How Utility is Tested:
A common utility test is Train-Synthetic-Test-Real (TSTR):
- Train a machine learning model on synthetic data.
- Test the model's performance on the real dataset.
- Compare results to models trained on the real dataset directly.
| Metric | Definition | Example |
|---|---|---|
| Classifier Accuracy | Ability to predict labels accurately. | A synthetic dataset is used to predict fraudulent transactions in real data. |
| Regression R² | How well a regression model fits the data. | Predicting house prices using synthetic vs. real training datasets. |
Example TSTR Workflow:
De-identification
Definition: De-identification ensures that sensitive or personally identifiable information (PII) is removed or obfuscated in the dataset, preventing direct identification of individuals.
De-identification Process: The de-identification process specifies which columns contain sensitive data and applies predefined or custom de-identification rules.
Example Rules:
| Column | De-identification Rule | Result |
|---|---|---|
Name | Replace with fake names | "John Smith" → "Alice Doe" |
Ticket | Apply regular expression | "AB1234" → "XX####" |
How to Test De-identification:
To ensure effective de-identification:
- Verify that direct identifiers are completely removed.
- Use tools to check for residual identifiers or linkable patterns.
Anonymization
Definition: Anonymization measures the likelihood that the original data points can be inferred from synthetic data via statistical attacks or other methods.
Anonymization vs.
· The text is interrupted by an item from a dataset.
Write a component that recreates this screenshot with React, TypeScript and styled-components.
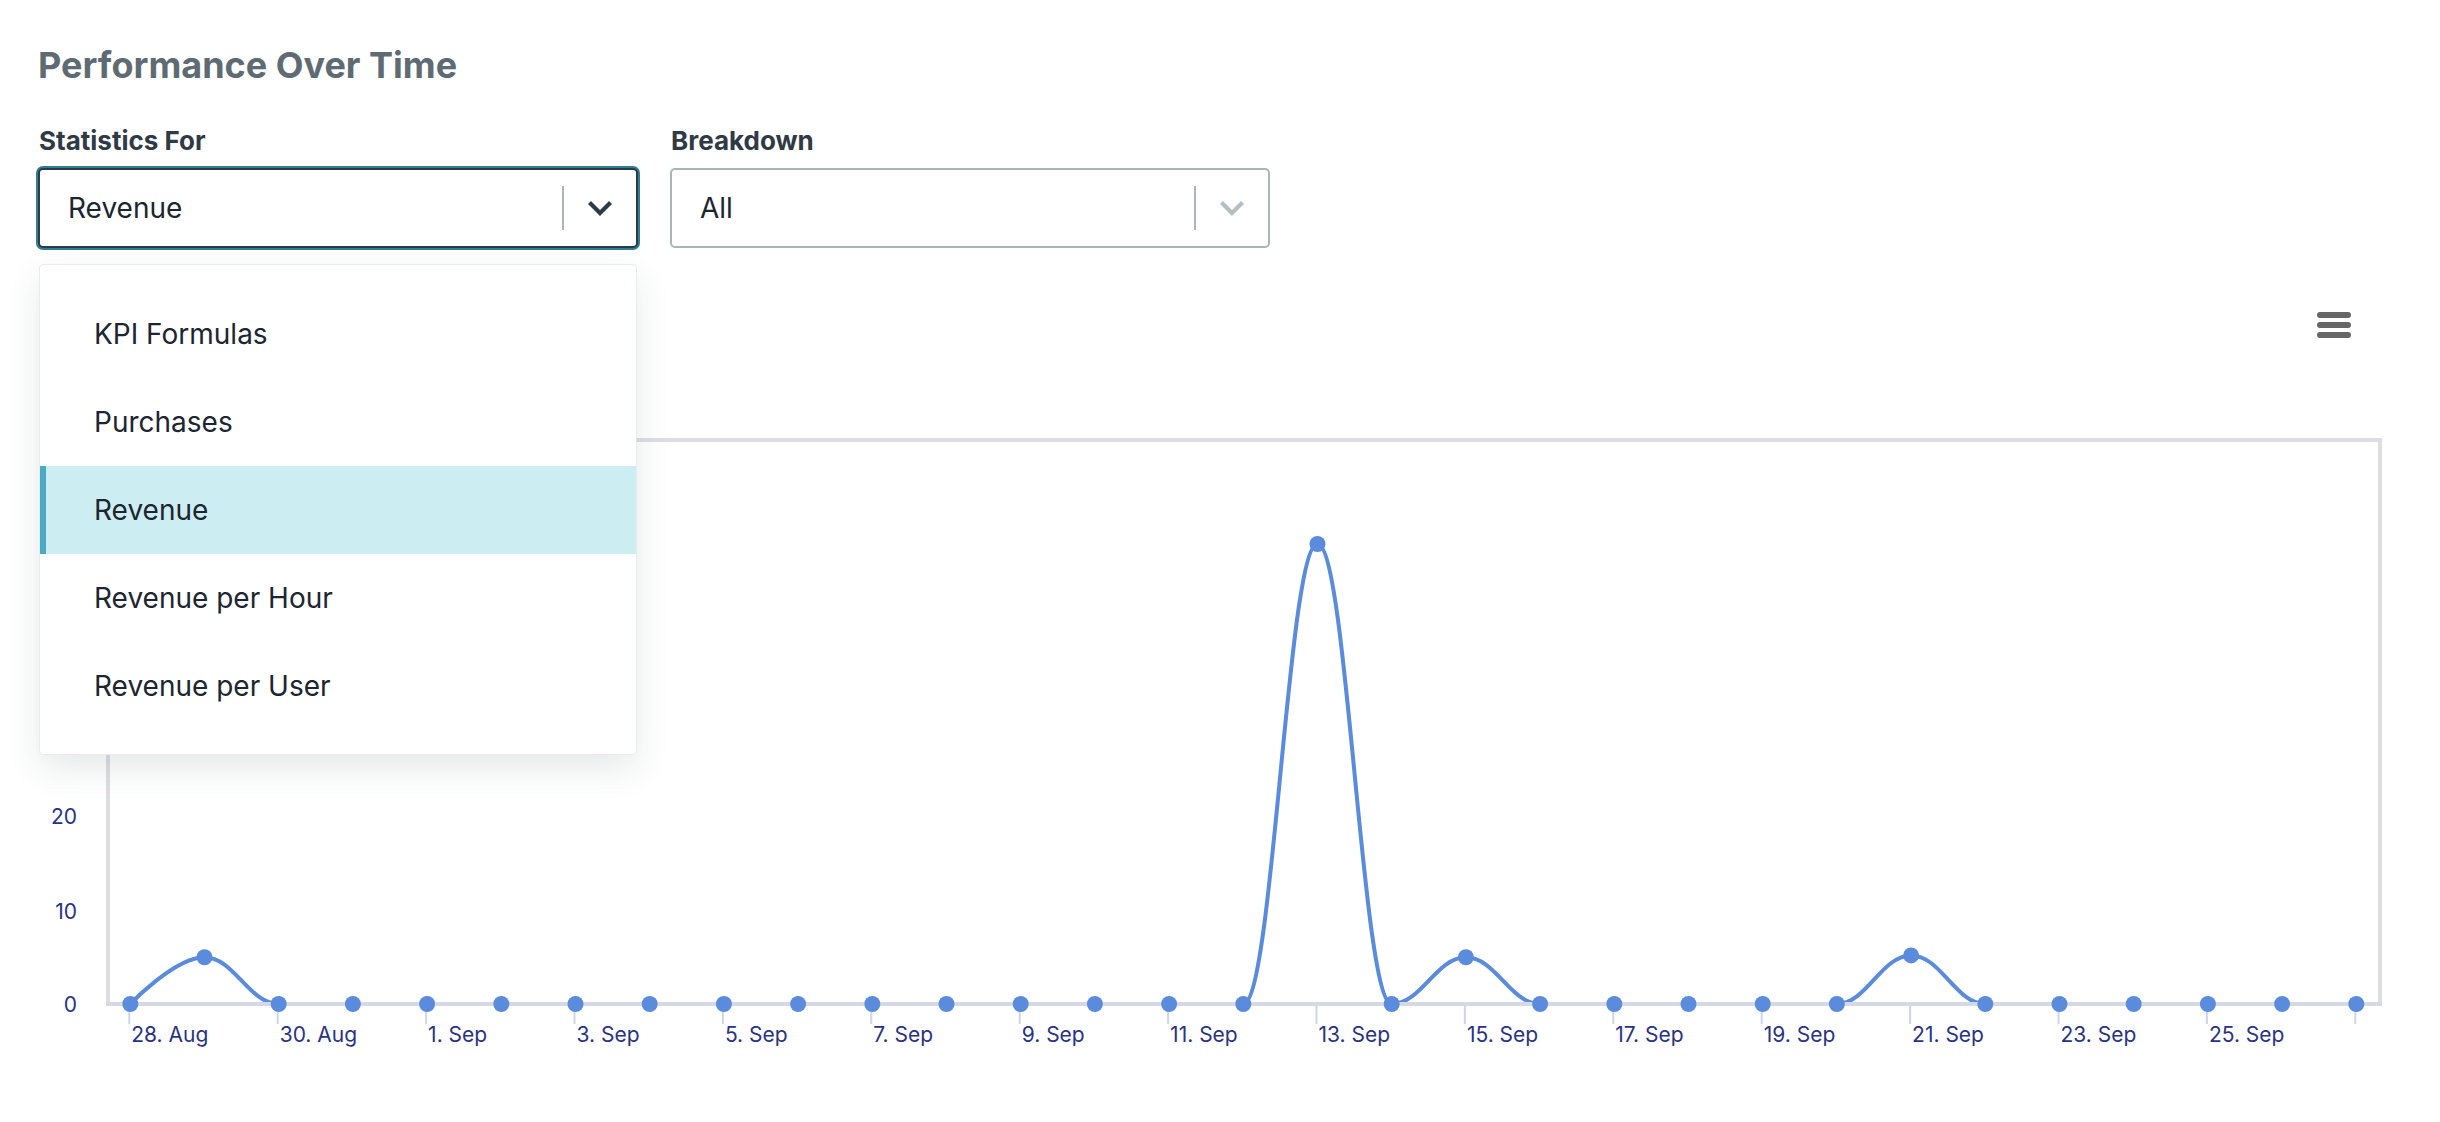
import React from "react";
import styled, { createGlobalStyle } from "styled-components";

const Global = createGlobalStyle`
  html, body { margin: 0; padding: 0; background: #fff; }
  body { font-family: "Inter", "Liberation Sans", sans-serif; overflow: hidden; }
`;

const Page = styled.div`
  width: 2440px;
  height: 1122px;
  background: #fff;
  overflow: hidden;
`;

const Header = styled.header`
  padding: 43px 0 0 38px;
`;

const Title = styled.h2`
  margin: 0;
  height: 44px;
  font-size: 36px;
  line-height: 44px;
  font-weight: 700;
  color: #5f6b73;
`;

const Filters = styled.div`
  display: flex;
  gap: 32px;
  margin-top: 37px;
`;

const Field = styled.div`
  position: relative;
  width: 600px;
`;

const Label = styled.label`
  display: block;
  height: 34px;
  padding-left: 1px;
  margin-bottom: 10px;
  font-size: 26px;
  line-height: 34px;
  font-weight: 700;
  color: #2f3a45;
`;

const Select = styled.div<{ $open?: boolean }>`
  box-sizing: border-box;
  display: flex;
  align-items: center;
  height: 80px;
  padding-left: 28px;
  border: 2px solid ${(p) => (p.$open ? "#2d3a47" : "#a9b5b8")};
  border-radius: 5px;
  box-shadow: ${(p) => (p.$open ? "0 0 0 2px #2f7f90" : "none")};
  background: #fff;
`;

const Value = styled.span`
  flex: 1;
  font-size: 28px;
  color: #1c2530;
`;

const Divider = styled.span`
  width: 2px;
  height: 44px;
  background: #a9b5b8;
`;

const Caret = styled.span<{ $open?: boolean }>`
  display: flex;
  align-items: center;
  justify-content: center;
  width: 72px;
  color: ${(p) => (p.$open ? "#2d3a47" : "#b4bfc2")};
`;

const Menu = styled.ul`
  position: absolute;
  z-index: 2;
  top: 140px;
  left: 1px;
  box-sizing: border-box;
  width: 598px;
  height: 491px;
  margin: 0;
  padding: 25px 0 24px;
  list-style: none;
  background: #fff;
  border: 1px solid #e8ecec;
  border-radius: 4px;
  box-shadow: 0 14px 34px rgba(40, 60, 60, 0.11);
`;

const Item = styled.li<{ $active?: boolean }>`
  display: flex;
  align-items: center;
  box-sizing: border-box;
  height: 88px;
  padding-left: 48px;
  border-left: 6px solid ${(p) => (p.$active ? "#4baac4" : "transparent")};
  background: ${(p) => (p.$active ? "#cceef3" : "transparent")};
  font-size: 28px;
  color: #1c2530;
`;

const ChartBar = styled.div`
  display: flex;
  justify-content: flex-end;
  box-sizing: border-box;
  height: 182px;
  padding: 64px 89px 0 0;
`;

const ChartSvg = styled.svg`
  display: block;
`;

const AxisText = styled.text`
  font-family: "Inter", "Liberation Sans", sans-serif;
  font-size: 21px;
  fill: #2a3382;
`;

const Chevron = () => (
  <svg width="26" height="16" viewBox="0 0 26 16">
    <path d="M2.5 2.5 L13 13 L23.5 2.5" fill="none" stroke="currentColor" strokeWidth="4.2" />
  </svg>
);

const Hamburger = () => (
  <svg width="34" height="26" viewBox="0 0 34 26">
    <rect x="0" y="0" width="34" height="6" rx="3" fill="#666" />
    <rect x="0" y="10" width="34" height="6" rx="3" fill="#666" />
    <rect x="0" y="20" width="34" height="6" rx="3" fill="#666" />
  </svg>
);

const X0 = 130.3;
const DX = 74.2;
const Y0 = 1004;
const UNIT = 9.35;

const values: number[] = Array.from({ length: 31 }, () => 0);
values[1] = 5;
values[16] = 49.2;
values[18] = 5;
values[24] = 5.2;

const points = values.map((v, i) => ({ x: X0 + DX * i, y: Y0 - v * UNIT }));

function splinePath(pts: { x: number; y: number }[]): string {
  const s = 1.5;
  const d = s + 1;
  const L: { x: number; y: number }[] = [];
  const R: { x: number; y: number }[] = [];
  pts.forEach((p, i) => {
    if (i === 0 || i === pts.length - 1) {
      L[i] = { ...p };
      R[i] = { ...p };
      return;
    }
    const a = pts[i - 1];
    const b = pts[i + 1];
    const lx = (s * p.x + a.x) / d;
    let ly = (s * p.y + a.y) / d;
    const rx = (s * p.x + b.x) / d;
    let ry = (s * p.y + b.y) / d;
    const c = ((ry - ly) * (rx - p.x)) / (rx - lx) + p.y - ry;
    ly += c;
    ry += c;
    if (ly > a.y && ly > p.y) {
      ly = Math.max(a.y, p.y);
      ry = 2 * p.y - ly;
    } else if (ly < a.y && ly < p.y) {
      ly = Math.min(a.y, p.y);
      ry = 2 * p.y - ly;
    }
    if (ry > b.y && ry > p.y) {
      ry = Math.max(b.y, p.y);
      ly = 2 * p.y - ry;
    } else if (ry < b.y && ry < p.y) {
      ry = Math.min(b.y, p.y);
      ly = 2 * p.y - ry;
    }
    L[i] = { x: lx, y: ly };
    R[i] = { x: rx, y: ry };
  });
  let out = `M ${pts[0].x} ${pts[0].y}`;
  for (let i = 1; i < pts.length; i++) {
    out += ` C ${R[i - 1].x} ${R[i - 1].y} ${L[i].x} ${L[i].y} ${pts[i].x} ${pts[i].y}`;
  }
  return out;
}

const tickLabels: string[] = [
  "28. Aug", "30. Aug", "1. Sep", "3. Sep", "5. Sep", "7. Sep", "9. Sep", "11. Sep",
  "13. Sep", "15. Sep", "17. Sep", "19. Sep", "21. Sep", "23. Sep", "25. Sep", "",
];

const yLabels = [
  { t: "0", y: 1012 },
  { t: "10", y: 919 },
  { t: "20", y: 824 },
];

const options = ["KPI Formulas", "Purchases", "Revenue", "Revenue per Hour", "Revenue per User"];

const Chart = () => (
  <ChartSvg width="2440" height="692" viewBox="0 430 2440 692">
    <rect x="108" y="440" width="2272" height="564" fill="none" stroke="#dedde3" strokeWidth="4" />
    {tickLabels.map((_, k) => {
      const x = X0 + DX * k * 2 - 1;
      return <line key={k} x1={x} x2={x} y1={1004} y2={1024} stroke="#ccd6eb" strokeWidth="2" />;
    })}
    <path d={splinePath(points)} fill="none" stroke="#5a8bdc" strokeWidth="4" />
    <line x1="106" x2="2382" y1="1004" y2="1004" stroke="#d5d9e6" strokeWidth="4" />
    {points.map((p, i) => (
      <circle key={i} cx={p.x} cy={p.y} r="8" fill="#5a8bdc" />
    ))}
    {yLabels.map((l) => (
      <AxisText key={l.t} x="77" y={l.y} textAnchor="end">
        {l.t}
      </AxisText>
    ))}
    {tickLabels.map((t, k) =>
      t ? (
        <AxisText key={t} x={X0 + DX * k * 2 + 1} y={1042}>
          {t}
        </AxisText>
      ) : null
    )}
  </ChartSvg>
);

export default function App() {
  return (
    <Page>
      <Global />
      <Header>
        <Title>Performance Over Time</Title>
        <Filters>
          <Field>
            <Label>Statistics For</Label>
            <Select $open>
              <Value>Revenue</Value>
              <Divider />
              <Caret $open>
                <Chevron />
              </Caret>
            </Select>
            <Menu>
              {options.map((o) => (
                <Item key={o} $active={o === "Revenue"}>
                  {o}
                </Item>
              ))}
            </Menu>
          </Field>
          <Field>
            <Label>Breakdown</Label>
            <Select>
              <Value>All</Value>
              <Divider />
              <Caret>
                <Chevron />
              </Caret>
            </Select>
          </Field>
        </Filters>
      </Header>
      <ChartBar>
        <Hamburger />
      </ChartBar>
      <Chart />
    </Page>
  );
}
De-identification:
- De-identification: Removes direct identifiers.
- Anonymization: Prevents inference of original data points from the synthetic dataset.
Anonymization Tests:
- Attribute Inference: Attempt to predict sensitive attributes of individuals in the original dataset using synthetic data.
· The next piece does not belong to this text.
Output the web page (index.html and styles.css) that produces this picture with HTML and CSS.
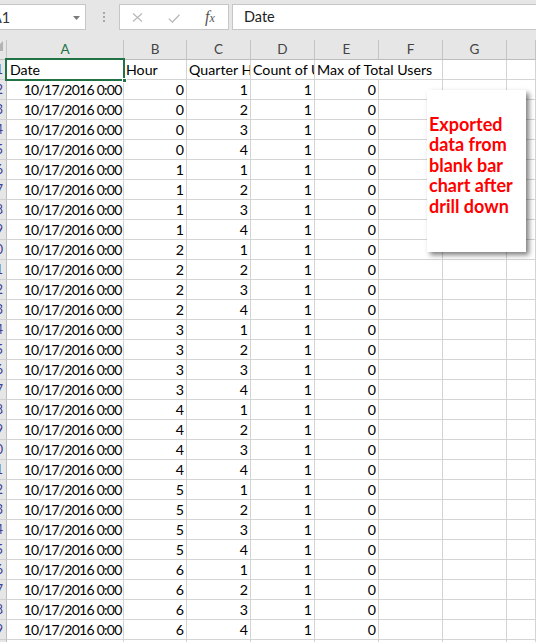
FILE: index.html
```html
<!DOCTYPE html>
<html>
<head>
<meta charset="utf-8">
<title>Sheet</title>
<link rel="stylesheet" href="styles.css">
</head>
<body>
<div class="fbar">
  <div class="namebox"><span class="nb-text">A1</span><svg class="dd" width="7" height="4" viewBox="0 0 7 4"><path d="M0 0h7l-3.5 4z" fill="#7a7a7a"/></svg></div>
  <div class="dots"><i></i><i></i><i></i></div>
  <div class="fbtns">
    <svg class="ic-x" width="11" height="9" viewBox="0 0 11 9"><path d="M1 0.5l9 8M10 0.5l-9 8" stroke="#b8b8b8" stroke-width="1.2" fill="none"/></svg>
    <svg class="ic-ok" width="12" height="9" viewBox="0 0 12 9"><path d="M0.8 4.6l3.6 3.6L11.4 0.8" stroke="#b8b8b8" stroke-width="1.3" fill="none"/></svg>
    <span class="fx"><i>f</i><span class="fxx">x</span></span>
  </div>
  <div class="finput">Date</div>
</div>

<div class="sheet">
  <div class="row hdr"><span class="corner"></span><span class="sel">A</span><span>B</span><span>C</span><span>D</span><span>E</span><span>F</span><span>G</span><span></span></div>
  <div class="row first"><b>1</b><span class="l a1">Date<i class="handle"></i></span><span class="l">Hour</span><span class="l">Quarter Hour</span><span class="l">Count of Users</span><span class="l span2">Max of Total Users</span><span></span><span></span></div>
  <div class="row"><b>2</b><span>10/17/2016 0:00</span><span>0</span><span>1</span><span>1</span><span>0</span><span></span><span></span><span></span></div>
  <div class="row"><b>3</b><span>10/17/2016 0:00</span><span>0</span><span>2</span><span>1</span><span>0</span><span></span><span></span><span></span></div>
  <div class="row"><b>4</b><span>10/17/2016 0:00</span><span>0</span><span>3</span><span>1</span><span>0</span><span></span><span></span><span></span></div>
  <div class="row"><b>5</b><span>10/17/2016 0:00</span><span>0</span><span>4</span><span>1</span><span>0</span><span></span><span></span><span></span></div>
  <div class="row"><b>6</b><span>10/17/2016 0:00</span><span>1</span><span>1</span><span>1</span><span>0</span><span></span><span></span><span></span></div>
  <div class="row"><b>7</b><span>10/17/2016 0:00</span><span>1</span><span>2</span><span>1</span><span>0</span><span></span><span></span><span></span></div>
  <div class="row"><b>8</b><span>10/17/2016 0:00</span><span>1</span><span>3</span><span>1</span><span>0</span><span></span><span></span><span></span></div>
  <div class="row"><b>9</b><span>10/17/2016 0:00</span><span>1</span><span>4</span><span>1</span><span>0</span><span></span><span></span><span></span></div>
  <div class="row"><b>10</b><span>10/17/2016 0:00</span><span>2</span><span>1</span><span>1</span><span>0</span><span></span><span></span><span></span></div>
  <div class="row"><b>11</b><span>10/17/2016 0:00</span><span>2</span><span>2</span><span>1</span><span>0</span><span></span><span></span><span></span></div>
  <div class="row"><b>12</b><span>10/17/2016 0:00</span><span>2</span><span>3</span><span>1</span><span>0</span><span></span><span></span><span></span></div>
  <div class="row"><b>13</b><span>10/17/2016 0:00</span><span>2</span><span>4</span><span>1</span><span>0</span><span></span><span></span><span></span></div>
  <div class="row"><b>14</b><span>10/17/2016 0:00</span><span>3</span><span>1</span><span>1</span><span>0</span><span></span><span></span><span></span></div>
  <div class="row"><b>15</b><span>10/17/2016 0:00</span><span>3</span><span>2</span><span>1</span><span>0</span><span></span><span></span><span></span></div>
  <div class="row"><b>16</b><span>10/17/2016 0:00</span><span>3</span><span>3</span><span>1</span><span>0</span><span></span><span></span><span></span></div>
  <div class="row"><b>17</b><span>10/17/2016 0:00</span><span>3</span><span>4</span><span>1</span><span>0</span><span></span><span></span><span></span></div>
  <div class="row"><b>18</b><span>10/17/2016 0:00</span><span>4</span><span>1</span><span>1</span><span>0</span><span></span><span></span><span></span></div>
  <div class="row"><b>19</b><span>10/17/2016 0:00</span><span>4</span><span>2</span><span>1</span><span>0</span><span></span><span></span><span></span></div>
  <div class="row"><b>20</b><span>10/17/2016 0:00</span><span>4</span><span>3</span><span>1</span><span>0</span><span></span><span></span><span></span></div>
  <div class="row"><b>21</b><span>10/17/2016 0:00</span><span>4</span><span>4</span><span>1</span><span>0</span><span></span><span></span><span></span></div>
  <div class="row"><b>22</b><span>10/17/2016 0:00</span><span>5</span><span>1</span><span>1</span><span>0</span><span></span><span></span><span></span></div>
  <div class="row"><b>23</b><span>10/17/2016 0:00</span><span>5</span><span>2</span><span>1</span><span>0</span><span></span><span></span><span></span></div>
  <div class="row"><b>24</b><span>10/17/2016 0:00</span><span>5</span><span>3</span><span>1</span><span>0</span><span></span><span></span><span></span></div>
  <div class="row"><b>25</b><span>10/17/2016 0:00</span><span>5</span><span>4</span><span>1</span><span>0</span><span></span><span></span><span></span></div>
  <div class="row"><b>26</b><span>10/17/2016 0:00</span><span>6</span><span>1</span><span>1</span><span>0</span><span></span><span></span><span></span></div>
  <div class="row"><b>27</b><span>10/17/2016 0:00</span><span>6</span><span>2</span><span>1</span><span>0</span><span></span><span></span><span></span></div>
  <div class="row"><b>28</b><span>10/17/2016 0:00</span><span>6</span><span>3</span><span>1</span><span>0</span><span></span><span></span><span></span></div>
  <div class="row"><b>29</b><span>10/17/2016 0:00</span><span>6</span><span>4</span><span>1</span><span>0</span><span></span><span></span><span></span></div>
  <div class="row"><b>30</b><span></span><span></span><span></span><span></span><span></span><span></span><span></span><span></span></div>
</div>

<div class="note">Exported data from blank bar chart after drill down</div>
</body>
</html>
```

FILE: styles.css
```css
* { box-sizing: border-box; }
html, body { margin: 0; padding: 0; }
body {
  width: 536px;
  height: 642px;
  overflow: hidden;
  position: relative;
  background: #ffffff;
  font-family: Lato, "Liberation Sans", sans-serif;
  color: #000;
}

/* formula bar */
.fbar {
  height: 40px;
  background: #e6e6e6;
  display: flex;
  align-items: flex-start;
  padding-top: 4px;
}
.namebox {
  margin-left: -1px;
  width: 87px;
  height: 26px;
  background: #fff;
  border: 1px solid #c6c6c6;
  display: flex;
  align-items: center;
  justify-content: space-between;
  padding-right: 5px;
  overflow: hidden;
}
.nb-text {
  margin-left: -8px;
  font-size: 14.5px;
  color: #333;
  font-family: Lato, sans-serif;
}
.dd { margin-top: 1px; }
.dots {
  width: 33px;
  height: 26px;
  display: flex;
  flex-direction: column;
  align-items: center;
  justify-content: center;
  gap: 2px;
  padding-left: 2px;
}
.dots i {
  display: block;
  width: 2px;
  height: 2px;
  background: #a8a8a8;
}
.fbtns {
  width: 110px;
  height: 26px;
  background: #fff;
  border: 1px solid #c6c6c6;
  display: flex;
  align-items: center;
  padding-left: 12px;
}
.ic-x { margin-top: 1px; }
.ic-ok { margin-left: 25px; margin-top: 2px; }
.fx {
  margin-left: 25px;
  font-family: "Liberation Serif", serif;
  color: #555;
  font-size: 16px;
  line-height: 1;
}
.fx i { font-style: italic; }
.fxx { font-style: italic; font-size: 12px; }
.finput {
  margin-left: 3px;
  margin-right: -2px;
  flex: 1;
  height: 26px;
  background: #fff;
  border: 1px solid #c6c6c6;
  padding-left: 11px;
  font-size: 14.5px;
  line-height: 24px;
  color: #222;
}

/* sheet */
.row {
  display: grid;
  grid-template-columns: 7px 117px 63px 64px 64px 64px 64px 64px 29px;
  height: 20px;
}
.row > * {
  border-right: 1px solid #d4d4d4;
  border-bottom: 1px solid #d4d4d4;
  font-size: 14.2px;
  line-height: 19px;
  white-space: nowrap;
  overflow: hidden;
  text-align: right;
  padding: 0 2px 0 2px;
  position: relative;
}
.row:not(.hdr):not(.first) > :nth-child(2) {
  font-size: 14px;
  letter-spacing: -0.75px;
  padding-right: 1.5px;
}
.row > b {
  font-weight: normal;
  background: #e6e6e6;
  border-right: 1px solid #bdbdbd;
  border-bottom: 1px solid #cfcfcf;
  color: #3c3f96;
  font-size: 13px;
  padding: 0 3px 0 0;
  display: flex;
  justify-content: flex-end;
}
.row > .l { text-align: left; }
.row > .span2 { grid-column: span 2; overflow: visible; }
.a1 { padding-left: 3px; overflow: visible !important; }
.a1::before {
  content: "";
  position: absolute;
  left: -2px;
  top: -2px;
  right: -2px;
  bottom: -2px;
  border: 2px solid #217346;
  z-index: 2;
}
.handle {
  position: absolute;
  right: -4px;
  bottom: -4px;
  width: 5px;
  height: 5px;
  background: #217346;
  border: 1px solid #fff;
  z-index: 3;
}

.hdr > * {
  background: #e6e6e6;
  border-right: 1px solid #c4c4c4;
  border-bottom: 1px solid #bcbcbc;
  text-align: center;
  color: #444;
  font-family: Lato, sans-serif;
  font-size: 13.5px;
  line-height: 19px;
  padding: 0;
}
.hdr > .sel { color: #217346; }
.hdr > .corner { border-right: 1px solid #c4c4c4; }
.corner::after {
  content: "";
  position: absolute;
  right: 3px;
  bottom: 8px;
  width: 0;
  height: 0;
  border-left: 10px solid transparent;
  border-bottom: 10px solid #b4b4b4;
}

/* callout */
.note {
  position: absolute;
  left: 427px;
  top: 90px;
  width: 99px;
  height: 162px;
  background: #fff;
  box-shadow: 3px 3px 5px rgba(0, 0, 0, 0.5);
  padding: 23.5px 0 0 2px;
  color: #ff0000;
  font-family: Lato, sans-serif;
  font-weight: bold;
  font-size: 18px;
  line-height: 20.5px;
  z-index: 5;
}
```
- Membership Inference: Determine if a specific individual is present in the original dataset based on synthetic data.
Example Test Workflow:
Metrics for Anonymization:
| Metric | Definition | Example |
|---|---|---|
| Membership Risk | Likelihood of identifying a specific record in the original dataset. | Predicting if "Person X" is part of the dataset. |
| Attribute Disclosure Risk | Likelihood of inferring sensitive attributes from synthetic data. | Inferring income level from purchasing patterns. |
Comparing Utility, De-identification, and Anonymization
| Aspect | Utility | De-identification | Anonymization |
|---|---|---|---|
| Goal | Ensure data is useful for analysis or ML. | Hide sensitive or identifiable information. | Prevent re-identification or attribute inference. |
| Example Test | TSTR (Train synthetic, test real). | Verify identifiers are replaced or obfuscated. | Measure membership or attribute inference risks. |
| Tools | ML models, regression tests. | Regex rules, de-identification libraries. | Differential privacy metrics, risk analyzers. |
| Limitations | Utility may reduce as anonymization increases. | May leave residual linkable patterns. | Strong anonymization may reduce utility. |
Example: Balancing Utility, De-identification, and Anonymization
Scenario: Fraud Detection Model
Dataset: A synthetic dataset contains transaction data, including:
- Names (de-identified)
- Transaction Amounts (retained)
- Merchant Category Codes (MCCs) (retained)
| Aspect | Implementation | Result |
|---|---|---|
| De-identification | Names replaced with fake names. | Direct identification removed. |
| Anonymization | Differential privacy (ε=1). | Low likelihood of re-identification. |
| Utility | TSTR shows regression model accuracy of 85%. | Sufficient for fraud detection use case. |
Visualizing Trade-Offs:
While a radar chart could be used to visualize the trade-offs between utility, anonymization, de-identification, and performance, it's important to remember that these are complex concepts that may not be easily represented in a single chart.
Key Takeaways
- Utility ensures synthetic datasets retain analytical value, often tested via TSTR.
- De-identification removes direct identifiers and requires validation to avoid residual risks.
- Anonymization prevents inference of original data points, typically using advanced techniques like differential privacy.
- Balancing Trade-Offs: Anonymization, de-identification, and utility often conflict. Effective solutions prioritize use case requirements while minimizing risk.